* _Stated task_
Exactly how many lines have the word "styles"? Answer with the bare number.

======== Rows ========

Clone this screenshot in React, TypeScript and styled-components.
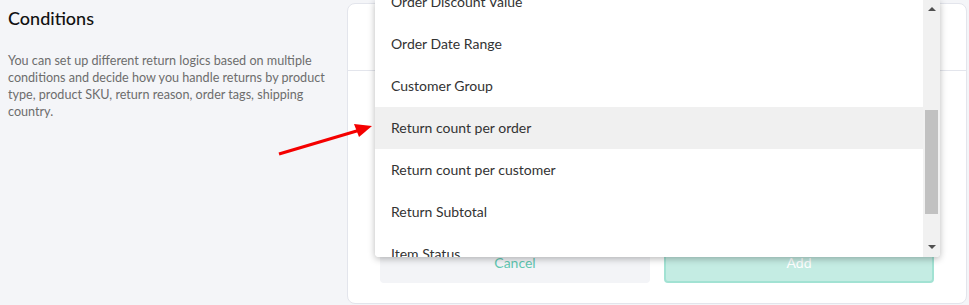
import { createGlobalStyle } from 'styled-components';
import styled from 'styled-components';

const GlobalStyle = createGlobalStyle`
  html, body {
    margin: 0;
    padding: 0;
    background: #f4f5f8;
    font-family: 'Lato', 'Open Sans', sans-serif;
  }
  * { box-sizing: border-box; }
`;

const Page = styled.div`
  position: relative;
  width: 969px;
  height: 305px;
  display: flex;
  flex-direction: row;
  overflow: hidden;
`;

const Intro = styled.div`
  width: 347px;
  flex-shrink: 0;
  padding: 7px 8px 0 8px;
`;

const Title = styled.h2`
  margin: 0;
  font-size: 18px;
  font-weight: 500;
  color: #111;
  line-height: 22px;
`;

const Description = styled.p`
  margin: 23px 0 0 0;
  font-size: 12.6px;
  line-height: 17px;
  color: #6d6d6d;
`;

const Card = styled.div`
  position: relative;
  flex: 1;
  margin: 3px 2px 1px 0;
  background: #fff;
  border: 1px solid #e3e5ec;
  border-radius: 8px;
  display: flex;
  flex-direction: column;
`;

const CardHeader = styled.div`
  height: 67px;
  border-bottom: 1px solid #e3e5ec;
`;

const CardBody = styled.div`
  flex: 1;
  display: flex;
  align-items: flex-end;
  padding: 0 32px 20px 32px;
`;

const Actions = styled.div`
  width: 100%;
  display: grid;
  grid-template-columns: 1fr 1fr;
  gap: 14px;
`;

const Button = styled.button<{ $primary?: boolean }>`
  height: 42px;
  border-radius: 4px;
  font-family: inherit;
  font-size: 14px;
  cursor: pointer;
  border: 2px solid ${(p) => (p.$primary ? '#a2e2d3' : '#f3f4f7')};
  background: ${(p) => (p.$primary ? '#c4ece3' : '#f3f4f7')};
  color: ${(p) => (p.$primary ? '#ffffff' : '#5fc7b1')};
`;

const Menu = styled.div`
  position: absolute;
  top: -4px;
  left: 27px;
  width: 565px;
  height: 257px;
  background: #fff;
  border-radius: 0 0 4px 4px;
  box-shadow: 0 2px 7px rgba(0, 0, 0, 0.28);
  display: flex;
  overflow: hidden;
  z-index: 2;
`;

const Options = styled.ul`
  flex: 1;
  list-style: none;
  margin: -19px 0 0 0;
  padding: 0;
`;

const Option = styled.li<{ $active?: boolean }>`
  height: 42px;
  display: flex;
  align-items: center;
  padding: 0 0 2px 16px;
  font-size: 14px;
  color: #333;
  background: ${(p) => (p.$active ? '#f0f0f0' : '#fff')};
`;

const Scrollbar = styled.div`
  width: 17px;
  background: #f1f1f1;
  display: flex;
  flex-direction: column;
  align-items: center;
  padding: 7px 0 8px;
`;

const ScrollArrow = styled.div<{ $down?: boolean }>`
  width: 0;
  height: 0;
  border-left: 4px solid transparent;
  border-right: 4px solid transparent;
  ${(p) =>
    p.$down
      ? 'border-top: 4px solid #505050;'
      : 'border-bottom: 4px solid #505050;'}
`;

const Track = styled.div`
  flex: 1;
  width: 100%;
  padding: 99px 2px 31px 2px;
`;

const Thumb = styled.div`
  height: 100%;
  background: #c1c1c1;
`;

const Pointer = styled.svg`
  position: absolute;
  left: 0;
  top: 0;
  pointer-events: none;
  z-index: 3;
`;

const options = [
  'Order Discount Value',
  'Order Date Range',
  'Customer Group',
  'Return count per order',
  'Return count per customer',
  'Return Subtotal',
  'Item Status',
];

const App = () => {
  return (
    <>
      <GlobalStyle />
      <Page>
        <Intro>
          <Title>Conditions</Title>
          <Description>
            You can set up different return logics based on multiple
            <br />
            conditions and decide how you handle returns by product
            <br />
            type, product SKU, return reason, order tags, shipping
            <br />
            country.
          </Description>
        </Intro>

        <Card>
          <CardHeader />
          <CardBody>
            <Actions>
              <Button>Cancel</Button>
              <Button $primary>Add</Button>
            </Actions>
          </CardBody>

          <Menu>
            <Options>
              {options.map((o) => (
                <Option key={o} $active={o === 'Return count per order'}>
                  {o}
                </Option>
              ))}
            </Options>
            <Scrollbar>
              <ScrollArrow />
              <Track>
                <Thumb />
              </Track>
              <ScrollArrow $down />
            </Scrollbar>
          </Menu>
        </Card>

        <Pointer width="969" height="305" viewBox="0 0 969 305">
          <line x1="279" y1="154" x2="360" y2="130" stroke="#f40000" strokeWidth="3" />
          <polygon points="372,126 354,124 359,137" fill="#f40000" />
        </Pointer>
      </Page>
    </>
  );
};

export default App;
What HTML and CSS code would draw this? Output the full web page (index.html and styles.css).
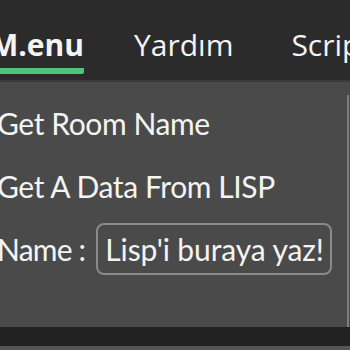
FILE: index.html
```html
<!DOCTYPE html>
<html lang="en">
<head>
    <meta charset="UTF-8">
    <meta name="viewport" content="width=device-width, initial-scale=1.0">
    <title>M.enu</title>
    <link rel="stylesheet" href="styles.css">
</head>
<body>
    <div class="tabs">
        <span class="tab active">M.enu</span>
        <span class="tab">Yardım</span>
        <span class="tab last">Script</span>
    </div>

    <div class="panel">
        <div class="content">
            <div class="row">Get Room Name</div>
            <div class="row">Get A Data From LISP</div>
            <div class="row field">
                <span class="label">Name :</span>
                <span class="input">Lisp'i buraya yaz!</span>
            </div>
        </div>
        <div class="divider"></div>
    </div>

    <div class="footer"></div>
</body>
</html>
```

FILE: styles.css
```css
/* Dark ribbon style panel */
body {
    margin: 0;
    width: 350px;
    height: 350px;
    overflow: hidden;
    background-color: #222;
    color: #f4f4f4;
    font-family: "Lato", "Open Sans", sans-serif;
    font-size: 30px;
}

.tabs {
    display: flex;
    gap: 50px;
    height: 80px;
    background-color: #2b2b2b;
    border-bottom: 2px solid #3a3a3a;
    white-space: nowrap;
    overflow: hidden;
    font-family: "Open Sans", sans-serif;
}

.tab {
    padding-top: 24px;
    line-height: 42px;
}

.tab.active {
    margin-left: -10px;
    font-weight: bold;
    height: 44px;
    border-bottom: 6px solid #4fc47c;
    border-radius: 2px;
}

.tab.last {
    margin-left: 8px;
}

.panel {
    display: flex;
    height: 245px;
    background-color: #4a4a4a;
}

.content {
    flex: 1;
    margin-left: -3px;
    padding-top: 9px;
    letter-spacing: -0.4px;
}

.row {
    height: 63px;
    display: flex;
    align-items: center;
    white-space: nowrap;
}

.field {
    gap: 11px;
}

.label {
    letter-spacing: -0.8px;
}

.input {
    border: 2px solid #8a8a8a;
    border-radius: 8px;
    padding: 0 6px 0 7px;
    height: 48px;
    line-height: 48px;
    letter-spacing: -0.1px;
}

.divider {
    width: 2px;
    margin: 13px 1px 0 0;
    background-color: #7d7d7d;
}

.footer {
    height: 19px;
    background-color: #222;
    border-bottom: 4px solid #555;
}
```
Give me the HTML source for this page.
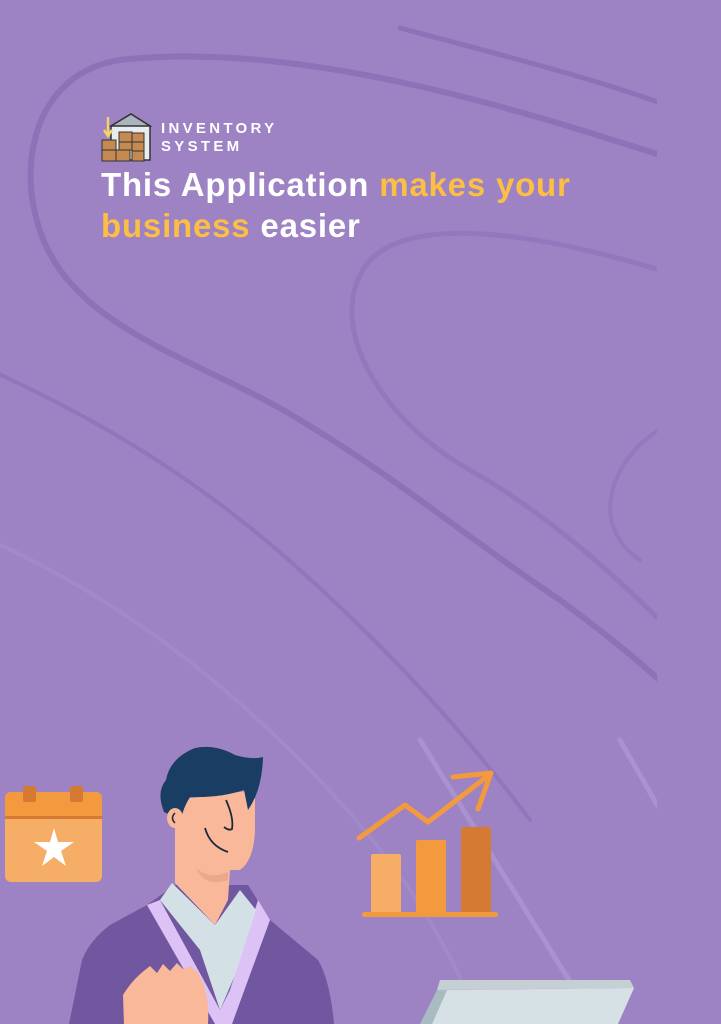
<!DOCTYPE html>
<html><head><meta charset="utf-8"><style>
html,body{margin:0;padding:0;}
body{width:721px;height:1024px;overflow:hidden;background:#9d82c4;position:relative;font-family:"Liberation Sans",sans-serif;}
svg{position:absolute;left:0;top:0;}
.brand{position:absolute;left:161px;top:120px;color:#fff;font-weight:700;font-size:15px;letter-spacing:3.3px;line-height:18px;}
.title{position:absolute;left:101px;top:164px;color:#fff;font-weight:700;font-size:33px;line-height:41px;letter-spacing:0.8px;}
.y{color:#fbbf45;}
</style></head><body>
<svg width="721" height="1024" viewBox="0 0 721 1024">
<defs><clipPath id="c"><rect x="0" y="0" width="657" height="1024"/></clipPath></defs>
<g clip-path="url(#c)" fill="none" stroke-linecap="round">
<path d="M400 28 C520 60 600 80 680 110" stroke="#8d72b8" stroke-width="5"/>
<path d="M660 155 C520 110 300 40 120 60 C20 75 10 200 60 270 C110 340 220 370 300 420 C400 480 470 540 560 600 C600 630 640 660 680 700" stroke="#8d72b8" stroke-width="6"/>
<path d="M660 270 C560 240 420 210 370 260 C320 320 380 420 470 470 C540 510 600 560 680 640" stroke="#9378bd" stroke-width="5"/>
<path d="M680 420 C620 440 580 520 640 560" stroke="#9579be" stroke-width="4"/>
<path d="M-10 370 C100 420 200 480 300 570 C400 660 470 740 530 820" stroke="#9276bc" stroke-width="4"/>
<path d="M-10 540 C100 590 200 660 300 760 C380 840 440 920 480 1024" stroke="#a08ac8" stroke-width="4"/>
<path d="M420 740 L600 1030" stroke="#a893cf" stroke-width="5"/>
<path d="M620 740 L660 810" stroke="#a893cf" stroke-width="5"/>
</g>
<g>
<path d="M111 126 L131 114 L150 126 L150 160 L111 160Z" fill="#e8ecef" stroke="#333" stroke-width="1.5"/>
<path d="M111 126 L131 114 L150 126Z" fill="#a9b4bc" stroke="#333" stroke-width="1.5"/>
<rect x="102" y="140" width="14" height="10" fill="#c48a52" stroke="#333"/>
<rect x="102" y="150" width="14" height="11" fill="#c48a52" stroke="#333"/>
<rect x="116" y="150" width="14" height="11" fill="#c48a52" stroke="#333"/>
<rect x="119" y="132" width="13" height="10" fill="#c48a52" stroke="#333"/>
<rect x="132" y="133" width="12" height="9" fill="#c48a52" stroke="#333"/>
<rect x="132" y="142" width="12" height="9" fill="#c48a52" stroke="#333"/>
<rect x="132" y="151" width="12" height="10" fill="#c48a52" stroke="#333"/>
<rect x="119" y="142" width="13" height="8" fill="#c48a52" stroke="#333"/>
<path d="M108 117 L108 134 M104 130 L108 136 L112 130" stroke="#f3d36a" stroke-width="2.5" fill="none"/>
</g>
<rect x="5" y="792" width="97" height="90" rx="6" fill="#f6ad66"/>
<path d="M11 792 h85 a6 6 0 0 1 6 6 v19 h-97 v-19 a6 6 0 0 1 6 -6z" fill="#f39a3e"/>
<rect x="5" y="816" width="97" height="3" fill="#d47a33"/>
<rect x="23" y="786" width="13" height="16" rx="2" fill="#d47a33"/>
<rect x="70" y="786" width="13" height="16" rx="2" fill="#d47a33"/>
<path d="M54 828 L58 842 L74 842 L61 851 L66 866 L54 857 L42 866 L47 851 L34 842 L50 842Z" fill="#fff"/>
<rect x="371" y="854" width="30" height="60" rx="2" fill="#f6ad66"/>
<rect x="416" y="840" width="30" height="74" rx="2" fill="#f39a3e"/>
<rect x="461" y="827" width="30" height="87" rx="2" fill="#d47a33"/>
<rect x="362" y="912" width="136" height="5" rx="2.5" fill="#f39a3e"/>
<path d="M359 838 L405 805 L428 822 L489 775 M453 777 L491 773 L478 809" stroke="#f39a3e" stroke-width="5" fill="none" stroke-linecap="round" stroke-linejoin="round"/>
<path d="M69 1024 L82 960 Q90 940 110 925 L147 905 L175 885 L248 885 L270 920 L318 960 Q330 980 334 1024Z" fill="#7157a0"/>
<path d="M147 905 L160 900 L220 1010 L230 990 L258 900 L270 920 L232 1024 L215 1024Z" fill="#dcc2f5"/>
<path d="M172 883 L215 925 L240 890 L256 910 L235 975 L220 1010 L200 950 L160 900Z" fill="#d3e1e6"/>
<path d="M175 800 L175 883 L215 925 L228 900 L230 870 L240 870 Q254 860 255 830 L255 790 Z" fill="#f9b89a"/>
<path d="M196 868 Q210 880 228 872 L228 880 Q205 888 196 868Z" fill="#eca88a"/>
<path d="M164 812 Q156 792 166 780 Q170 758 195 748 Q215 744 235 755 Q252 760 263 757 Q262 790 248 810 L244 790 Q220 798 190 797 Q183 808 181 820 Z" fill="#1a3d63"/>
<ellipse cx="175" cy="818" rx="8" ry="10" fill="#f9b89a"/>
<path d="M175 813 Q170 818 175 823" stroke="#1a2a3a" stroke-width="1.5" fill="none"/>
<path d="M226 800 Q234 818 232 829 Q229 831 224 827" stroke="#1a2a3a" stroke-width="1.8" fill="none"/>
<path d="M205 828 Q210 846 228 852" stroke="#1a2a3a" stroke-width="1.8" fill="none"/>
<path d="M124 1024 L123 995 Q132 980 145 970 L150 966 L157 973 L163 964 L170 971 L177 963 L183 969 L190 966 L197 972 Q210 990 208 1024Z" fill="#f9b89a"/>
<path d="M440 980 L630 980 L634 988 L437 990Z" fill="#c6d0d3"/>
<path d="M437 990 L447 990 L432 1024 L420 1024Z" fill="#a8bbc0"/>
<path d="M447 990 L634 988 L618 1024 L432 1024Z" fill="#d6e1e6"/>
</svg>
<div class="brand">INVENTORY<br>SYSTEM</div>
<div class="title">This Application <span class="y">makes your</span><br><span class="y">business</span> easier</div>
</body></html>
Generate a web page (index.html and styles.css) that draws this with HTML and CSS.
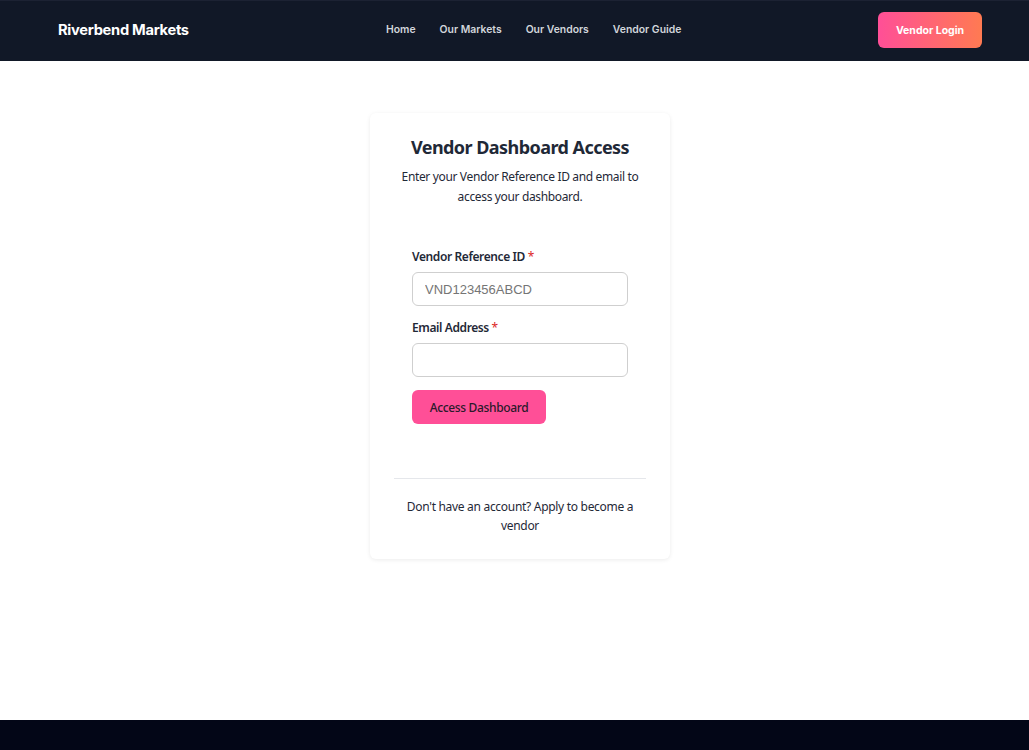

========

* _Exercise answer_
4